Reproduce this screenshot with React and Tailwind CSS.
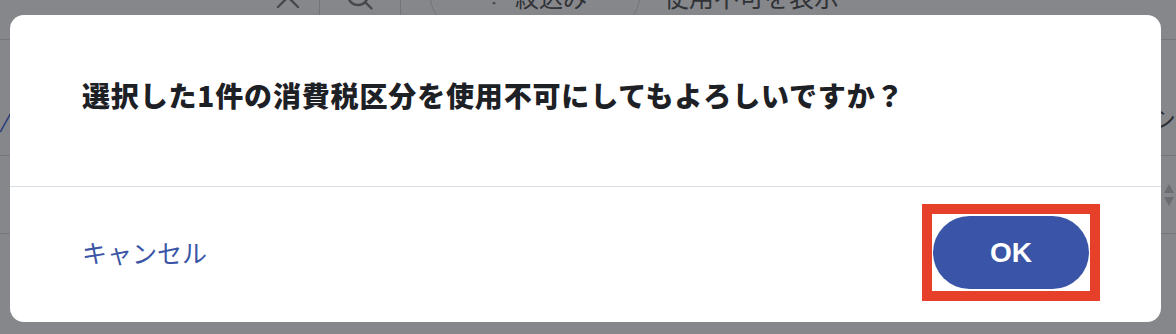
import React from "react";

const jp = { fontFamily: '"Noto Sans CJK JP", "Noto Sans", sans-serif' };

const Toolbar = () => (
  <div className="flex h-[50px] -mt-[28px] items-center text-[#303236]">
    <div className="w-[257px]" />
    {/* close */}
    <div className="flex w-[62px] justify-center">
      <svg width="28" height="28" viewBox="0 0 28 28" fill="none" stroke="#45484d" strokeWidth="2.4" strokeLinecap="round">
        <path d="M4 4l20 20M24 4L4 24" />
      </svg>
    </div>
    <div className="h-[50px] w-px bg-[#727478]" />
    {/* search */}
    <div className="flex w-[80px] justify-center">
      <svg width="30" height="30" viewBox="0 0 30 30" fill="none" stroke="#45484d" strokeWidth="2.4" strokeLinecap="round">
        <circle cx="13" cy="13" r="10" />
        <path d="M20.5 20.5l6 6" />
      </svg>
    </div>
    <div className="h-[50px] w-px bg-[#727478]" />
    <div className="w-[29px]" />
    {/* filter pill */}
    <div className="flex h-[60px] w-[210px] items-center gap-[14px] rounded-full border border-[#727478] pl-[56px]">
      <svg width="14" height="16" viewBox="0 0 14 16" fill="#45484d">
        <rect x="1" y="3" width="12" height="2.2" rx="1" />
        <rect x="3.5" y="8" width="7" height="2.2" rx="1" />
        <rect x="5.5" y="13" width="3" height="2.2" rx="1" />
      </svg>
      <span className="text-[24px]" style={jp}>絞込み</span>
    </div>
    <span className="ml-[24px] text-[25px]" style={jp}>使用不可を表示</span>
  </div>
);

const BackgroundRows = () => (
  <div className="flex flex-col">
    <div className="mt-[17px] h-px bg-[#75777b]" />
    <div className="flex h-[115px] items-center justify-between pt-[40px]">
      <span className="text-[24px] italic text-[#253a78]" style={jp}>/</span>
      <span className="text-[24px] text-[#2d2f33]" style={jp}>シ</span>
    </div>
    <div className="h-px bg-[#75777b]" />
    <div className="flex h-[77px] items-center justify-end pr-[1px]">
      <svg width="12" height="26" viewBox="0 0 12 26" fill="#6b6d72">
        <path d="M6 2l5 9H1z" />
        <path d="M6 24l5-9H1z" />
      </svg>
    </div>
    <div className="h-px bg-[#75777b]" />
  </div>
);

export default function App() {
  return (
    <div className="relative h-[334px] w-[1176px] overflow-hidden bg-[#86878b]" style={jp}>
      <Toolbar />
      <BackgroundRows />

      {/* modal */}
      <div className="absolute left-[10px] top-[15px] flex h-[307px] w-[1151px] flex-col rounded-[14px] bg-white">
        <div className="flex h-[171px] items-center pb-[12px] pl-[72px]">
          <h2 className="text-[28px] font-black tracking-[0.03em] text-[#1d2025]">
            選択した1件の消費税区分を使用不可にしてもよろしいですか？
          </h2>
        </div>
        <div className="h-px bg-[#d9dee6]" />
        <div className="flex flex-1 items-center justify-between pb-[4px] pl-[72px] pr-[61px]">
          <button className="text-[25px] text-[#3a55a6]">キャンセル</button>
          <div className="border-[10px] border-[#e6402a] px-px py-[2px]">
            <button className="flex h-[73px] w-[156px] items-center justify-center rounded-full bg-[#3a55a7] text-[28px] font-bold text-white" style={{ fontFamily: '"Liberation Sans", Arial, sans-serif' }}>
              OK
            </button>
          </div>
        </div>
      </div>
    </div>
  );
}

▶ **TASK DESCRIPTION**: Leave out the pictures and transcribe everything else exactly.

▶ **EXPECTED ANSWER**:
Reproduce this screenshot with React and Tailwind CSS.
import React from "react";

const jp = { fontFamily: '"Noto Sans CJK JP", "Noto Sans", sans-serif' };

const Toolbar = () => (
  <div className="flex h-[50px] -mt-[28px] items-center text-[#303236]">
    <div className="w-[257px]" />
    {/* close */}
    <div className="flex w-[62px] justify-center">
      <svg width="28" height="28" viewBox="0 0 28 28" fill="none" stroke="#45484d" strokeWidth="2.4" strokeLinecap="round">
        <path d="M4 4l20 20M24 4L4 24" />
      </svg>
    </div>
    <div className="h-[50px] w-px bg-[#727478]" />
    {/* search */}
    <div className="flex w-[80px] justify-center">
      <svg width="30" height="30" viewBox="0 0 30 30" fill="none" stroke="#45484d" strokeWidth="2.4" strokeLinecap="round">
        <circle cx="13" cy="13" r="10" />
        <path d="M20.5 20.5l6 6" />
      </svg>
    </div>
    <div className="h-[50px] w-px bg-[#727478]" />
    <div className="w-[29px]" />
    {/* filter pill */}
    <div className="flex h-[60px] w-[210px] items-center gap-[14px] rounded-full border border-[#727478] pl-[56px]">
      <svg width="14" height="16" viewBox="0 0 14 16" fill="#45484d">
        <rect x="1" y="3" width="12" height="2.2" rx="1" />
        <rect x="3.5" y="8" width="7" height="2.2" rx="1" />
        <rect x="5.5" y="13" width="3" height="2.2" rx="1" />
      </svg>
      <span className="text-[24px]" style={jp}>絞込み</span>
    </div>
    <span className="ml-[24px] text-[25px]" style={jp}>使用不可を表示</span>
  </div>
);

const BackgroundRows = () => (
  <div className="flex flex-col">
    <div className="mt-[17px] h-px bg-[#75777b]" />
    <div className="flex h-[115px] items-center justify-between pt-[40px]">
      <span className="text-[24px] italic text-[#253a78]" style={jp}>/</span>
      <span className="text-[24px] text-[#2d2f33]" style={jp}>シ</span>
    </div>
    <div className="h-px bg-[#75777b]" />
    <div className="flex h-[77px] items-center justify-end pr-[1px]">
      <svg width="12" height="26" viewBox="0 0 12 26" fill="#6b6d72">
        <path d="M6 2l5 9H1z" />
        <path d="M6 24l5-9H1z" />
      </svg>
    </div>
    <div className="h-px bg-[#75777b]" />
  </div>
);

export default function App() {
  return (
    <div className="relative h-[334px] w-[1176px] overflow-hidden bg-[#86878b]" style={jp}>
      <Toolbar />
      <BackgroundRows />

      {/* modal */}
      <div className="absolute left-[10px] top-[15px] flex h-[307px] w-[1151px] flex-col rounded-[14px] bg-white">
        <div className="flex h-[171px] items-center pb-[12px] pl-[72px]">
          <h2 className="text-[28px] font-black tracking-[0.03em] text-[#1d2025]">
            選択した1件の消費税区分を使用不可にしてもよろしいですか？
          </h2>
        </div>
        <div className="h-px bg-[#d9dee6]" />
        <div className="flex flex-1 items-center justify-between pb-[4px] pl-[72px] pr-[61px]">
          <button className="text-[25px] text-[#3a55a6]">キャンセル</button>
          <div className="border-[10px] border-[#e6402a] px-px py-[2px]">
            <button className="flex h-[73px] w-[156px] items-center justify-center rounded-full bg-[#3a55a7] text-[28px] font-bold text-white" style={{ fontFamily: '"Liberation Sans", Arial, sans-serif' }}>
              OK
            </button>
          </div>
        </div>
      </div>
    </div>
  );
}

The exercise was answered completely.